What you should do.
Gather all lines containing the string "React" and copy them out.

Raw data.
++++++
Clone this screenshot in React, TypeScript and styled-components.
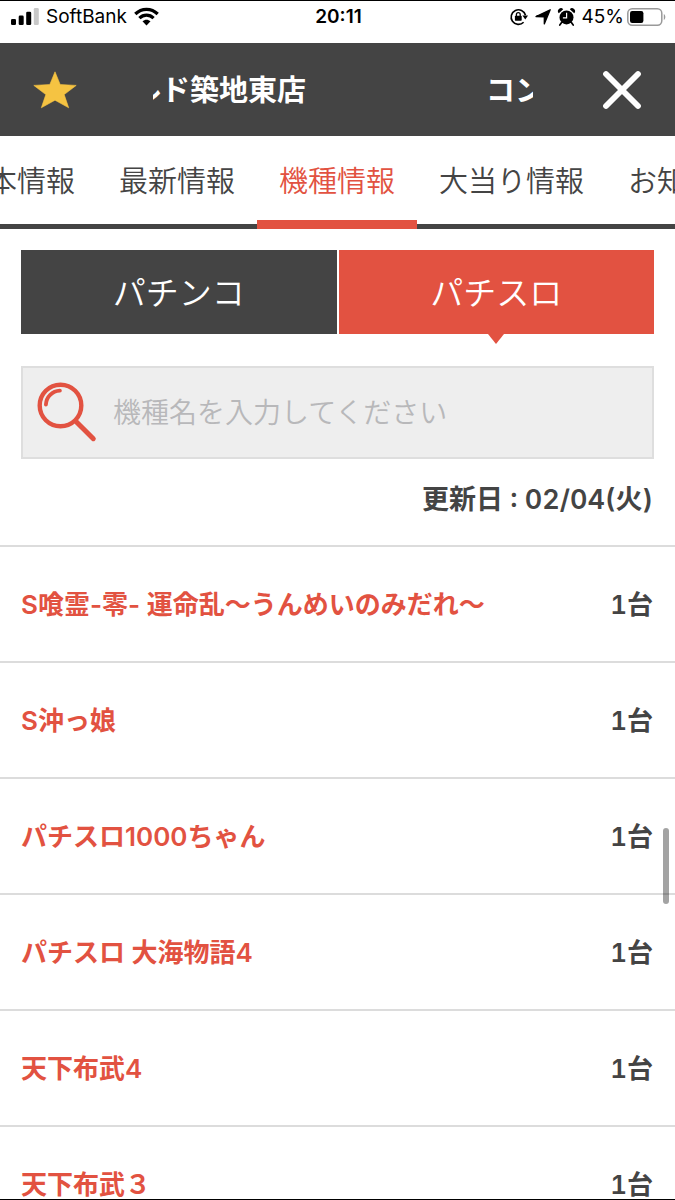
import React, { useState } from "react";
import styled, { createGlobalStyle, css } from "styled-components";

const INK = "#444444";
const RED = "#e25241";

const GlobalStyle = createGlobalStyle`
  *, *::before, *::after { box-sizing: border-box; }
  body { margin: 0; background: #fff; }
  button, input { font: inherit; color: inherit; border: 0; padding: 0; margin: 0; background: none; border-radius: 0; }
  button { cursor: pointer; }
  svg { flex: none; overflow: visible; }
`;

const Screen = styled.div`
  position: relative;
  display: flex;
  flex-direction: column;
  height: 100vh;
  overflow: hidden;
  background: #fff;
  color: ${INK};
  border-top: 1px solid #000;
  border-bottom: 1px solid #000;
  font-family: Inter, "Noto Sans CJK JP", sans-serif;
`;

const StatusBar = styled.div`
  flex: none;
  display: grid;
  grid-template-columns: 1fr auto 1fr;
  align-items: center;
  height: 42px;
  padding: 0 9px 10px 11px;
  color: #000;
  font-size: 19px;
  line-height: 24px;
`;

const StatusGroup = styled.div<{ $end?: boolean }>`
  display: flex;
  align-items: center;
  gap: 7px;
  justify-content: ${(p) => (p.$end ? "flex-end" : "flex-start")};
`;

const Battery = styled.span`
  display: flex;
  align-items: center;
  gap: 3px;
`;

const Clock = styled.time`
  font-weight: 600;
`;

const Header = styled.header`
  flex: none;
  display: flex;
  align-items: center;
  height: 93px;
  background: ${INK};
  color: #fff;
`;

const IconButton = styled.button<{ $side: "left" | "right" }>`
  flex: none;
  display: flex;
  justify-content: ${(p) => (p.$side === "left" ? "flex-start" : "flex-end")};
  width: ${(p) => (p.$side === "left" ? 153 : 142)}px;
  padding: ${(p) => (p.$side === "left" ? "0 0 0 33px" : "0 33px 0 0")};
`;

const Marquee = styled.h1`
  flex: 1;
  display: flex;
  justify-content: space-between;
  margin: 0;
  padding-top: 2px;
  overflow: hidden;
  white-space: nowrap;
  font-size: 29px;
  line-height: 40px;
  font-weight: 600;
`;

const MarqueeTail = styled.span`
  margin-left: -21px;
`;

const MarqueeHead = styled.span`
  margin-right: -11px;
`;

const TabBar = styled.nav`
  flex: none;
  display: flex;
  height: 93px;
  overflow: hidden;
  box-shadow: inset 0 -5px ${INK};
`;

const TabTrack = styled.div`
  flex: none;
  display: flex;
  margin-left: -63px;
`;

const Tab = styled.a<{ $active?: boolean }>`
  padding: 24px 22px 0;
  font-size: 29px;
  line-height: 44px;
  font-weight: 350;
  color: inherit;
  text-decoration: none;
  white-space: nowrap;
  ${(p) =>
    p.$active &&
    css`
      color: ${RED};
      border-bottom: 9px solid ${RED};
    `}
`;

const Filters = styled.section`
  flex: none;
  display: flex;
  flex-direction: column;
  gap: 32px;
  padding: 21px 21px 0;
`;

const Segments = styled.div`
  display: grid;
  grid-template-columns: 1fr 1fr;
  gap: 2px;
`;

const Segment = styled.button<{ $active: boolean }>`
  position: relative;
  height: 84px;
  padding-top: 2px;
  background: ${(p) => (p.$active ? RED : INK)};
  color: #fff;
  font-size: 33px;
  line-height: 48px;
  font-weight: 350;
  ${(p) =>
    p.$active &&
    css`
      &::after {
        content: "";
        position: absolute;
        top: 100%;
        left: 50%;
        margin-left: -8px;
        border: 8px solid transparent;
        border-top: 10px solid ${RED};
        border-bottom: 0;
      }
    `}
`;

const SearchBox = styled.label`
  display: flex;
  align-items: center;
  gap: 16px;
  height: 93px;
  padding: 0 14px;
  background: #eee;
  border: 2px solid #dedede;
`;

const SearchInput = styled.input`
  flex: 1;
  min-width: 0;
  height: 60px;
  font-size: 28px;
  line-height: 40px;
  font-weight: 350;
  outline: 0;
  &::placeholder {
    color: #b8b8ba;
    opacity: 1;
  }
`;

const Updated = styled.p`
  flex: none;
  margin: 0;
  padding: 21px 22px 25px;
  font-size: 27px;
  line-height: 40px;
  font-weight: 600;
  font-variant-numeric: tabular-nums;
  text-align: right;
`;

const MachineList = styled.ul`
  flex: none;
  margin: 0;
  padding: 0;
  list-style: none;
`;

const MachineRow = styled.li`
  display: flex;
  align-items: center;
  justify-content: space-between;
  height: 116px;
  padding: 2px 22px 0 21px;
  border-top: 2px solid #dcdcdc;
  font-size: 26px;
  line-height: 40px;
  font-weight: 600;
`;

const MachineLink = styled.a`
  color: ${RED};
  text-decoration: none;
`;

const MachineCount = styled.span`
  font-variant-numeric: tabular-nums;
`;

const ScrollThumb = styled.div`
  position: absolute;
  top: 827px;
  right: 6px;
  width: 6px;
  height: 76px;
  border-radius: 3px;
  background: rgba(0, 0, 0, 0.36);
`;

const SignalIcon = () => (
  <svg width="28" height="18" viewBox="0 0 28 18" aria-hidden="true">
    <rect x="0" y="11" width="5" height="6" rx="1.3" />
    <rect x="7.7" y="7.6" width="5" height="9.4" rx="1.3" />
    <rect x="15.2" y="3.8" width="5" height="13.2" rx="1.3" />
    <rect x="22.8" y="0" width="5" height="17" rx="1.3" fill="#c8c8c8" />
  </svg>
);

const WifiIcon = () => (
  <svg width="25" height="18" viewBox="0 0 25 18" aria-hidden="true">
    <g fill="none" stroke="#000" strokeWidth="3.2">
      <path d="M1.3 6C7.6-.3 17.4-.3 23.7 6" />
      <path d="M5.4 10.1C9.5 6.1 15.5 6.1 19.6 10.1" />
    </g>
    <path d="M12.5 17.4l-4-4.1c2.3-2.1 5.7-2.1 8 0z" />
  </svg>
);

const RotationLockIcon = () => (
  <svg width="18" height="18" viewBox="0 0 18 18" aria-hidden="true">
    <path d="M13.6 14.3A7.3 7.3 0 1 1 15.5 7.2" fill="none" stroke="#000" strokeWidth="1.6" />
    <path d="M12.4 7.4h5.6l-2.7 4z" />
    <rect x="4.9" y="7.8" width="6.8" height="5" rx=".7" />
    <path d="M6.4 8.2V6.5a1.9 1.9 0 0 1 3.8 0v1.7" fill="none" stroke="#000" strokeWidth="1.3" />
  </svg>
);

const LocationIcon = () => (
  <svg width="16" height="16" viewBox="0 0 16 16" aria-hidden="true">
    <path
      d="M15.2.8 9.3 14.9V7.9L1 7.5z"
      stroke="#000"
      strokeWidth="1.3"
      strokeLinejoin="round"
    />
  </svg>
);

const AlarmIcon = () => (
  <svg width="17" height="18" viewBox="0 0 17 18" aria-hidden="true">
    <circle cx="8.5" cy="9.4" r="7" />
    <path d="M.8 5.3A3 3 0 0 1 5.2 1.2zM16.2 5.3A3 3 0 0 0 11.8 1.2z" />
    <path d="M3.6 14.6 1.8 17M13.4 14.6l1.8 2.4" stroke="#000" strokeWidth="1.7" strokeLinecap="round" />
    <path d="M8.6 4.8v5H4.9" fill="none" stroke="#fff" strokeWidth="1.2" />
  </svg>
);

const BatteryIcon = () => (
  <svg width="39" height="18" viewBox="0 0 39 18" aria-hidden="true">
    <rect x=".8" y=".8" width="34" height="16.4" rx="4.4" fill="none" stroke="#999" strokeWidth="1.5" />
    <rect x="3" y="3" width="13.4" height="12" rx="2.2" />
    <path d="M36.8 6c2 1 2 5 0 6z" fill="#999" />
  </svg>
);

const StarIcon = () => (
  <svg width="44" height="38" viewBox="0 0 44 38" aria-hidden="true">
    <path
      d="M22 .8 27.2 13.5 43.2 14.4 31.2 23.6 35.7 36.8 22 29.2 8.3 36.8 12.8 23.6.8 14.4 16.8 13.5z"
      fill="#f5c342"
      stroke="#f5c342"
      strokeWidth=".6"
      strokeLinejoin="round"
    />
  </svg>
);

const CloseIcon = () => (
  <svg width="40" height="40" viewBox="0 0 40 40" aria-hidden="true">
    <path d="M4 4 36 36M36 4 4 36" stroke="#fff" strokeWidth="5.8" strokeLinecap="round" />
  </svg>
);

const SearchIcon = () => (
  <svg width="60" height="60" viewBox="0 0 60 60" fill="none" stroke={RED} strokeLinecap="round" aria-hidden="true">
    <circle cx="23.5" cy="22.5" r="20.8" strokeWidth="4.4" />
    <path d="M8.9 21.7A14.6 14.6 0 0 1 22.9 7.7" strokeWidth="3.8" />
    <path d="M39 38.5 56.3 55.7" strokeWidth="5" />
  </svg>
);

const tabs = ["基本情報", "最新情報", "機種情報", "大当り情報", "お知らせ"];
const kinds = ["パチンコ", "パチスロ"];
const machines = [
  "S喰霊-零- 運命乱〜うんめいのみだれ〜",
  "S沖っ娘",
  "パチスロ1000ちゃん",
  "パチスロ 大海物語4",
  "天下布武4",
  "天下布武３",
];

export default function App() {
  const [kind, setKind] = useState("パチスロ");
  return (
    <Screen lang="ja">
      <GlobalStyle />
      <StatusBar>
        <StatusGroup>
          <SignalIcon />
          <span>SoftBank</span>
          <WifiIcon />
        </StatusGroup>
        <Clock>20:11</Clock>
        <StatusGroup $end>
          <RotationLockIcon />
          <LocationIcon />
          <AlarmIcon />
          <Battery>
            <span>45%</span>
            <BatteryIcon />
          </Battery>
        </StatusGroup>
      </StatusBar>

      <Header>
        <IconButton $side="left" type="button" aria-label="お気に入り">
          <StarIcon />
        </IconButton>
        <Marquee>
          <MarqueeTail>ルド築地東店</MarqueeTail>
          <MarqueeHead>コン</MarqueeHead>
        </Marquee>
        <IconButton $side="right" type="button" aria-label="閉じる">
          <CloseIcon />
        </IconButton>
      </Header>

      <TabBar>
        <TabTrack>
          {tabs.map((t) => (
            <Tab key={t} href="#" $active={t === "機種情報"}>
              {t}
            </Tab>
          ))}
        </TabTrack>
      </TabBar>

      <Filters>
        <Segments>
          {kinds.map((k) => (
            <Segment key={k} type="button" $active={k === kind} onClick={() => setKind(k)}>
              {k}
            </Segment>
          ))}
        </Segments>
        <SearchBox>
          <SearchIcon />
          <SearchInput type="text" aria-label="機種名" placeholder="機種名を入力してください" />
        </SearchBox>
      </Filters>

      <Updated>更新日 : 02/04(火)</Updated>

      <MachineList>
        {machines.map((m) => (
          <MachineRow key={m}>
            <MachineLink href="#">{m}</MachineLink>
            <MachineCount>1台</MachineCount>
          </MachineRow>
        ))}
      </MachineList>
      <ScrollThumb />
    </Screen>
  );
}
++++++
Reply.
Clone this screenshot in React, TypeScript and styled-components.
import React, { useState } from "react";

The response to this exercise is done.